Although Martinez-Arroyo and his team are working on improving the customer experience in the contact center, they are currently focusing more on Internet banking than on phone banking to help Banco Santander reach its retention and loyalty goals. "Phone banking is more oriented toward servicing clients, selling more complex products, or giving advice," he says. "But if we talk about methods for retaining, then we would go for the Internet."
The bank uses marketing campaigns to increase customers' Internet usage. For example, the marketing team will send communications aimed at motivating clients to make a transfer. Later, a campaign will encourage them to buy products online. The goal is to encourage customers to use multiple channels based on transaction types.
"I may want a customer to go to the branch to, perhaps, sell him a pension fund or another product," Martinez-Arroyo explains. "I don't want to migrate the client to the Internet. I just want to migrate something that he does at the branch. What I'm doing is giving him more points of contact with me, which means I'm going to retain him more."
According to Martinez-Arroyo, the common perception is that transactions are cheaper in alternative channels. The real benefit, however, is clients will transact more than they used to using these channels. "You are more likely to retain [them]," Martinez-Arroyo says. "We've observed a big improvement in the churn ratio."

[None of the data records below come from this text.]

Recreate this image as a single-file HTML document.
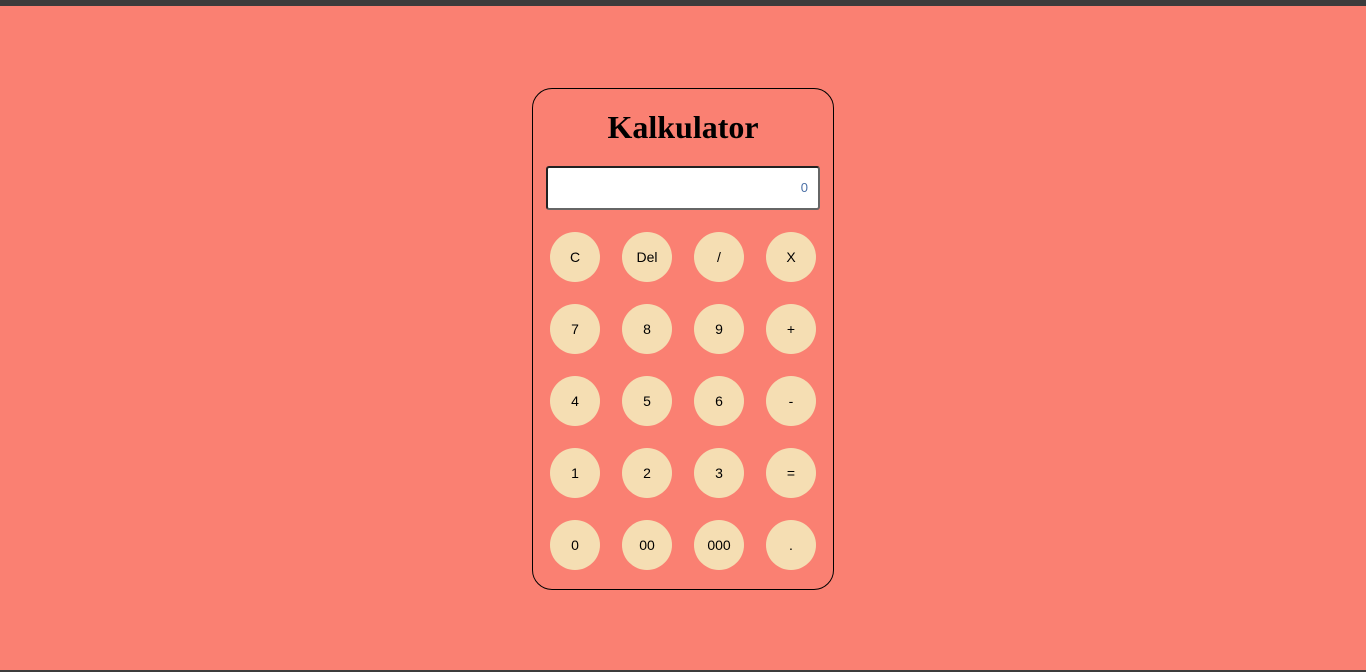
<!DOCTYPE html>
<html><head><style>
body{margin:0;width:1366px;height:672px;background:#fa8072;position:relative;overflow:hidden;font-family:"Liberation Sans",sans-serif}
.top{position:absolute;top:0;left:0;width:1366px;height:6px;background:#3c3c3c}
.bot{position:absolute;bottom:0;left:0;width:1366px;height:2px;background:#3c3c3c}
.card{position:absolute;left:532px;top:88px;width:300px;height:500px;border:1px solid #000;border-radius:20px}
h1{position:absolute;top:20px;left:0;width:300px;margin:0;text-align:center;font-family:"Liberation Serif",serif;font-size:32px;font-weight:bold;line-height:36px}
.inp{position:absolute;left:13px;top:77px;width:270px;height:40px;background:#fff;border:2px solid #222;border-right-color:#666;border-bottom-color:#666;border-radius:3px;text-align:right;box-sizing:content-box}
.inp span{position:absolute;right:10px;top:12px;font-size:13px;color:#4a6fa5}
.b{position:absolute;width:50px;height:50px;border-radius:50%;background:#f5deb3;text-align:center;line-height:50px;font-size:14px;color:#000}
</style></head><body>
<div class="top"></div><div class="bot"></div>
<div class="card">
<h1>Kalkulator</h1>
<div class="inp"><span>0</span></div>
<div class="b" style="left:17px;top:143px">C</div><div class="b" style="left:89px;top:143px">Del</div><div class="b" style="left:161px;top:143px">/</div><div class="b" style="left:233px;top:143px">X</div>
<div class="b" style="left:17px;top:215px">7</div><div class="b" style="left:89px;top:215px">8</div><div class="b" style="left:161px;top:215px">9</div><div class="b" style="left:233px;top:215px">+</div>
<div class="b" style="left:17px;top:287px">4</div><div class="b" style="left:89px;top:287px">5</div><div class="b" style="left:161px;top:287px">6</div><div class="b" style="left:233px;top:287px">-</div>
<div class="b" style="left:17px;top:359px">1</div><div class="b" style="left:89px;top:359px">2</div><div class="b" style="left:161px;top:359px">3</div><div class="b" style="left:233px;top:359px">=</div>
<div class="b" style="left:17px;top:431px">0</div><div class="b" style="left:89px;top:431px">00</div><div class="b" style="left:161px;top:431px">000</div><div class="b" style="left:233px;top:431px">.</div>
</div>
</body></html>
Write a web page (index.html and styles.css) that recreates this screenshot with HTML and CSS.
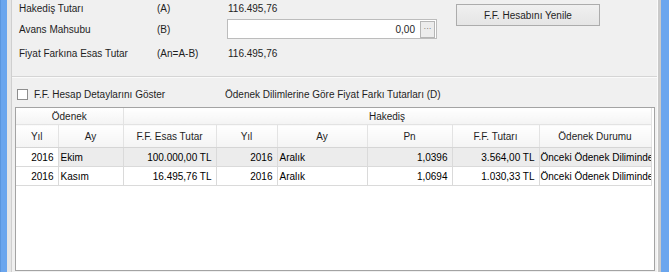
FILE: index.html
```html
<!DOCTYPE html>
<html>

<head>
    <title>Fiyat Farkı</title>
    <link rel="stylesheet" href="styles.css">
</head>

<body>
    <div id="frame">
        <div class="edge edge-left"></div>
        <div id="client">
            <div id="summary">
                <div class="lbl">Hakediş Tutarı</div>
                <div class="lbl">(A)</div>
                <div class="val">116.495,76</div>
                <div class="cmd">
                    <button class="button">F.F. Hesabını Yenile</button>
                </div>

                <div class="lbl">Avans Mahsubu</div>
                <div class="lbl">(B)</div>
                <div class="edit">
                    <span class="edit-text">0,00</span>
                    <span class="edit-btn">···</span>
                </div>

                <div class="lbl">Fiyat Farkına Esas Tutar</div>
                <div class="lbl">(An=A-B)</div>
                <div class="val">116.495,76</div>
            </div>

            <div class="sep"></div>

            <div id="options">
                <label class="check"><span class="box"></span>F.F. Hesap Detaylarını Göster</label>
                <span class="caption">Ödenek Dilimlerine Göre Fiyat Farkı Tutarları (D)</span>
            </div>

            <div id="grid">
                <table>
                    <colgroup>
                        <col style="width:42px">
                        <col style="width:65px">
                        <col style="width:93px">
                        <col style="width:61px">
                        <col style="width:90px">
                        <col style="width:85px">
                        <col style="width:87px">
                        <col style="width:112px">
                    </colgroup>
                    <thead>
                        <tr class="band">
                            <th colspan="2">Ödenek</th>
                            <th colspan="6">Hakediş</th>
                        </tr>
                        <tr class="cols">
                            <th>Yıl</th>
                            <th>Ay</th>
                            <th>F.F. Esas Tutar</th>
                            <th>Yıl</th>
                            <th>Ay</th>
                            <th>Pn</th>
                            <th>F.F. Tutarı</th>
                            <th>Ödenek Durumu</th>
                        </tr>
                    </thead>
                    <tbody>
                        <tr class="focused">
                            <td class="num first">2016</td>
                            <td>Ekim</td>
                            <td class="num">100.000,00 TL</td>
                            <td class="num">2016</td>
                            <td>Aralık</td>
                            <td class="num">1,0396</td>
                            <td class="num">3.564,00 TL</td>
                            <td class="clip">Önceki Ödenek Diliminde</td>
                        </tr>
                        <tr>
                            <td class="num">2016</td>
                            <td>Kasım</td>
                            <td class="num">16.495,76 TL</td>
                            <td class="num">2016</td>
                            <td>Aralık</td>
                            <td class="num">1,0694</td>
                            <td class="num">1.030,33 TL</td>
                            <td class="clip">Önceki Ödenek Diliminde</td>
                        </tr>
                    </tbody>
                </table>
            </div>
        </div>
        <div class="edge edge-right"></div>
    </div>
</body>

</html>
```

FILE: styles.css
```css
body {
    margin: 0;
    padding: 0;
    font-family: "Liberation Sans", Arial, sans-serif;
    font-size: 10px;
    color: #1e1e1e;
    background-color: #f0f0f0;
}

#frame {
    display: flex;
    height: 272px;
    overflow: hidden;
}

.edge {
    background-color: #6ba6ee;
}

.edge-left {
    width: 6px;
    border-left: 1px solid #5b96de;
    border-right: 4px solid #e6e6e6;
}

.edge-right {
    width: 8px;
    border-left: 3px solid #c9c9c9;
    box-shadow: -1px 0 0 #fafafa;
}

#client {
    flex: 1;
    border-left: 1px solid #cfcfcf;
    display: flex;
    flex-direction: column;
}

/* top form */

#summary {
    display: grid;
    grid-template-columns: 138px 70px 210px 163px;
    grid-template-rows: 17px 24px 24px;
    align-items: center;
    padding-left: 7px;
    padding-bottom: 11px;
}

.val {
    padding-left: 1px;
}

.cmd {
    grid-column: 4;
    grid-row: 1 / span 2;
    align-self: start;
    padding-left: 19px;
    padding-top: 4px;
}

.button {
    width: 144px;
    height: 22px;
    padding: 0;
    font-family: inherit;
    font-size: 10px;
    color: #1e1e1e;
    border: 1px solid #acacac;
    background: linear-gradient(#f0f0f0, #e5e5e5);
}

.edit {
    display: flex;
    align-items: center;
    height: 20px;
    box-sizing: border-box;
    border: 1px solid #bcbcbc;
    background-color: #fff;
}

.edit-text {
    flex: 1;
    text-align: right;
    padding-right: 5px;
}

.edit-btn {
    width: 13px;
    height: 15px;
    margin-right: 1px;
    border: 1px solid #b5b5b5;
    background-color: #ececec;
    color: #555;
    font-size: 8px;
    line-height: 13px;
    text-align: center;
}

.sep {
    height: 0;
    border-top: 1px solid #d5d5d5;
    border-bottom: 1px solid #fafafa;
}

/* options row */

#options {
    display: flex;
    align-items: center;
    height: 22px;
    margin-top: 5px;
    padding-left: 5px;
}

.check {
    display: flex;
    align-items: center;
    width: 208px;
}

.box {
    width: 9px;
    height: 9px;
    margin-right: 6px;
    border: 1px solid #8e8e8e;
    background-color: #fff;
}

/* grid */

#grid {
    flex: 1;
    margin: 2px 3px 1px 3px;
    border: 1px solid #a3a3a3;
    background-color: #fff;
}

table {
    table-layout: fixed;
    width: 635px;
    border-collapse: collapse;
}

th,
td {
    padding: 0;
    border-right: 1px solid #dadada;
    border-bottom: 1px solid #dadada;
    white-space: nowrap;
    overflow: hidden;
    font-weight: normal;
}

th {
    color: #1e1e1e;
    background: linear-gradient(#ffffff, #f4f4f4);
    text-align: center;
    border-color: #e3e3e3;
}

.band th {
    height: 16px;
}

.cols th {
    height: 22px;
    border-bottom-color: #d5d5d5;
}

td {
    height: 18px;
    padding-left: 2px;
    color: #000;
}

td.num {
    text-align: right;
    padding-left: 0;
    padding-right: 4px;
}

td.clip {
    padding-left: 1px;
    text-overflow: clip;
}

.focused td {
    background-color: #ececec;
}

.focused td.first {
    background-color: #fff;
}
```
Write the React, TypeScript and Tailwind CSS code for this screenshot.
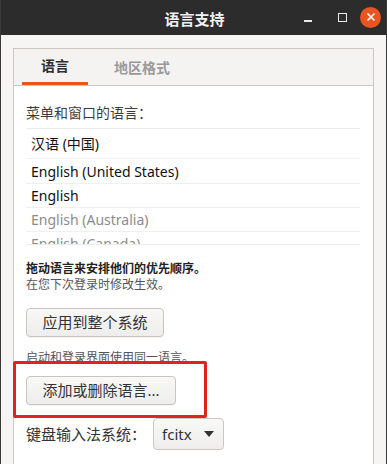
import React from "react";

const langs = [
  { name: "汉语 (中国)", active: true, h: "h-[30px]" },
  { name: "English (United States)", active: true, h: "h-[25px]" },
  { name: "English", active: true, h: "h-[24px]" },
  { name: "English (Australia)", active: false, h: "h-[24px]" },
  { name: "English (Canada)", active: false, h: "h-[24px]" },
];

const btn =
  "h-[29px] rounded-[4px] border border-[#c9c4bf] bg-gradient-to-b from-[#f8f8f7] to-[#eeedec] text-[15px] text-[#333] shadow-[0_1px_0_rgba(0,0,0,0.05)]";

const App: React.FC = () => {
  return (
    <div
      className="relative w-[387px] h-[464px] overflow-hidden bg-[#f6f5f4] border-x border-[#3a3a3a]"
      style={{ fontFamily: '"Noto Sans", "Noto Sans CJK SC", sans-serif' }}
    >
      {/* title bar */}
      <div className="h-[35px] bg-[#2c2c2c] grid grid-cols-[1fr_auto_1fr] items-center">
        <div />
        <div className="text-[15px] font-bold text-[#f2f2f2] pl-[2px] pt-[3px]">语言支持</div>
        <div className="flex items-center justify-end pr-[4px]">
          <div className="w-[35px] flex justify-center">
            <div className="w-[8px] h-[2px] bg-[#eaeaea] mt-[7px]" />
          </div>
          <div className="w-[35px] flex justify-center">
            <div className="w-[9px] h-[9px] border-[1.5px] border-[#eaeaea]" />
          </div>
          <div className="w-[21px] h-[21px] rounded-full bg-[#e95420] flex items-center justify-center mr-[1px] mb-[1px]">
            <svg width="10" height="10" viewBox="0 0 10 10">
              <path d="M1.5 1.5 L8.5 8.5 M8.5 1.5 L1.5 8.5" stroke="#fff" strokeWidth="1.6" />
            </svg>
          </div>
        </div>
      </div>

      {/* notebook */}
      <div className="px-[12px] pt-[13px]">
        <div className="border border-[#cdc7c2] h-[420px] flex flex-col">
          <div className="h-[37px] bg-[#f4f3f2] border-b border-[#cdc7c2] flex items-end pl-[8px]">
            <div className="w-[66px] h-full flex flex-col items-center justify-between">
              <span className="text-[14px] font-bold text-[#2e2e2e] mt-[6px]">语言</span>
              <div className="w-full h-[3px] bg-[#e95420]" />
            </div>
            <div className="ml-[26px] h-full pt-[6px]">
              <span className="text-[14px] font-bold text-[#9a9a9a]">地区格式</span>
            </div>
          </div>

          <div className="flex-1 bg-white pl-[12px] pr-[13px]">
            <div className="h-[42px] flex items-end pb-[5px] text-[14px] text-[#3d3d3d]">
              菜单和窗口的语言：
            </div>
            <div className="h-[117px] overflow-hidden border-t border-b border-[#ececec]">
              {langs.map((l) => (
                <div
                  key={l.name}
                  className={`${l.h} flex items-center pl-[5px] border-b border-[#f0f0f0] text-[14px] ${
                    l.active ? "text-[#111]" : "text-[#8c8c8c]"
                  }`}
                >
                  {l.name}
                </div>
              ))}
            </div>

            <div className="mt-[16px] text-[12px] font-bold text-[#222] leading-[16px]">
              拖动语言来安排他们的优先顺序。
            </div>
            <div className="text-[12px] text-[#555] leading-[16px]">在您下次登录时修改生效。</div>

            <button className={`${btn} mt-[15px] w-[138px] block`}>应用到整个系统</button>

            <div className="mt-[13px] text-[12px] text-[#555] leading-[16px]">启动和登录界面使用同一语言。</div>

            <button className={`${btn} mt-[10px] w-[150px] block`}>添加或删除语言...</button>

            <div className="mt-[13px] flex items-center">
              <span className="text-[15px] text-[#333]">键盘输入法系统：</span>
              <div className="ml-[7px] h-[32px] w-[71px] rounded-[4px] border border-[#cdc7c2] bg-gradient-to-b from-[#f8f8f7] to-[#efeeed] flex items-center pl-[8px] pr-[9px] justify-between">
                <span className="text-[15px] text-[#333]">fcitx</span>
                <svg width="10" height="6" viewBox="0 0 10 6">
                  <path d="M0 0 L10 0 L5 6 Z" fill="#333" />
                </svg>
              </div>
            </div>
          </div>
        </div>
      </div>

      {/* annotation */}
      <div className="absolute left-[12px] top-[361px] w-[194px] h-[57px] border-[3px] border-[#e0231f] rounded-[2px]" />
    </div>
  );
};

export default App;
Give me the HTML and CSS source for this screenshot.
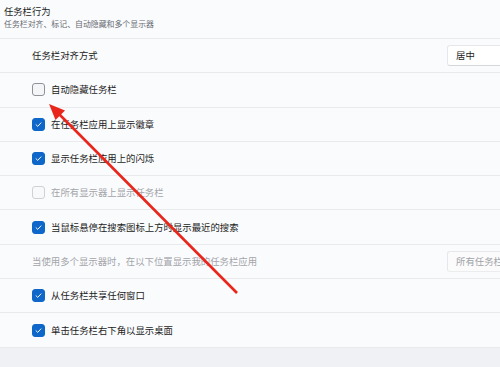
FILE: index.html
```html
<!DOCTYPE html>
<html lang="zh-CN">
<head>
<meta charset="utf-8">
<link rel="stylesheet" href="styles.css">
</head>
<body>
<div class="page">
  <div class="header">
    <div class="title">任务栏行为</div>
    <div class="subtitle">任务栏对齐、标记、自动隐藏和多个显示器</div>
  </div>
  <div class="row">
    <span class="label">任务栏对齐方式</span>
    <div class="select">居中</div>
  </div>
  <div class="row">
    <span class="box"></span><span class="label">自动隐藏任务栏</span>
  </div>
  <div class="row">
    <span class="box checked"><svg viewBox="0 0 13 13"><path d="M3.6 6.8 L5.6 8.7 L9.4 4.6" /></svg></span><span class="label">在任务栏应用上显示徽章</span>
  </div>
  <div class="row">
    <span class="box checked"><svg viewBox="0 0 13 13"><path d="M3.6 6.8 L5.6 8.7 L9.4 4.6" /></svg></span><span class="label">显示任务栏应用上的闪烁</span>
  </div>
  <div class="row">
    <span class="box disabled"></span><span class="label muted">在所有显示器上显示任务栏</span>
  </div>
  <div class="row">
    <span class="box checked"><svg viewBox="0 0 13 13"><path d="M3.6 6.8 L5.6 8.7 L9.4 4.6" /></svg></span><span class="label">当鼠标悬停在搜索图标上方时显示最近的搜索</span>
  </div>
  <div class="row">
    <span class="label muted">当使用多个显示器时，在以下位置显示我的任务栏应用</span>
    <div class="select muted-select">所有任务栏</div>
  </div>
  <div class="row">
    <span class="box checked"><svg viewBox="0 0 13 13"><path d="M3.6 6.8 L5.6 8.7 L9.4 4.6" /></svg></span><span class="label">从任务栏共享任何窗口</span>
  </div>
  <div class="row">
    <span class="box checked"><svg viewBox="0 0 13 13"><path d="M3.6 6.8 L5.6 8.7 L9.4 4.6" /></svg></span><span class="label">单击任务栏右下角以显示桌面</span>
  </div>
  <div class="footer"></div>
  <svg class="arrow" viewBox="0 0 500 367" width="500" height="367">
    <line x1="237" y1="293" x2="58" y2="113" />
    <polygon points="49,104 65,110.5 55.5,120" />
  </svg>
</div>
</body>
</html>
```

FILE: styles.css
```css
html, body {
  margin: 0;
  padding: 0;
}
body {
  width: 500px;
  height: 367px;
  overflow: hidden;
  background: #eff1f5;
}
.page {
  position: relative;
  width: 500px;
  height: 367px;
  font-family: "Noto Sans CJK SC", "Noto Sans", sans-serif;
  color: #1b1b1b;
  background: #eff1f5;
}
.header {
  height: 38px;
  padding-left: 4px;
  background: #fafbfd;
  box-sizing: border-box;
  padding-top: 5px;
}
.title {
  font-size: 9.3px;
  line-height: 13px;
  color: #1b1b1b;
}
.subtitle {
  font-size: 7.9px;
  line-height: 11px;
  color: #666a70;
}
.row {
  height: 34.3px;
  box-sizing: border-box;
  border-top: 1.6px solid #e8eaee;
  background: #fafbfd;
  display: flex;
  align-items: center;
  padding-left: 32px;
}
.label {
  font-size: 9.4px;
  line-height: 13px;
  white-space: nowrap;
}
.label.muted {
  color: #a3a5a9;
}
.box {
  width: 13px;
  height: 13px;
  box-sizing: border-box;
  border: 1px solid #8f9297;
  border-radius: 3px;
  background: #f4f5f7;
  margin-right: 6px;
  flex: none;
  display: flex;
}
.box.checked {
  background: #0f68c9;
  border-color: #0f68c9;
}
.box.checked svg {
  width: 11px;
  height: 11px;
}
.box svg path {
  fill: none;
  stroke: #ffffff;
  stroke-width: 1.1;
  stroke-linecap: round;
  stroke-linejoin: round;
}
.box.disabled {
  border-color: #cfd1d4;
  background: #f8f9fb;
}
.select {
  margin-left: auto;
  width: 53px;
  height: 21px;
  box-sizing: border-box;
  background: #ffffff;
  border: 1px solid #e6e7ea;
  border-right: none;
  border-bottom-color: #d5d7da;
  border-radius: 3px 0 0 3px;
  font-size: 9.4px;
  line-height: 19px;
  padding-left: 8px;
  white-space: nowrap;
  overflow: hidden;
}
.muted-select {
  color: #9fa2a6;
  background: #fbfbfc;
  border-bottom-color: #ebecee;
}
.footer {
  border-top: 1.6px solid #e8eaee;
  height: 20px;
}
.arrow {
  position: absolute;
  left: 0;
  top: 0;
  pointer-events: none;
}
.arrow line {
  stroke: #e9261b;
  stroke-width: 2.6;
}
.arrow polygon {
  fill: #e9261b;
}
```
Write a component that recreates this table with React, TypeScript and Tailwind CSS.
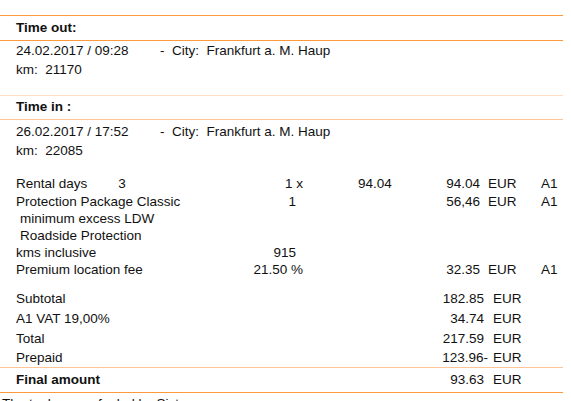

All these initiatives have helped Banco Santander improve the quality of its customer experience. Ultimately, however, what's solidifying these improvements is the changes to the culture regarding how the bank's employees treat customers, like the bonuses based on Meta 100 scores. "When employees see there is a plan to improve quality and their salaries are impacted by quality, and they see that most of these things are sponsored by the CEO or the general manager, that's when you make that culture change," Martinez-Arroyo says. "That is required."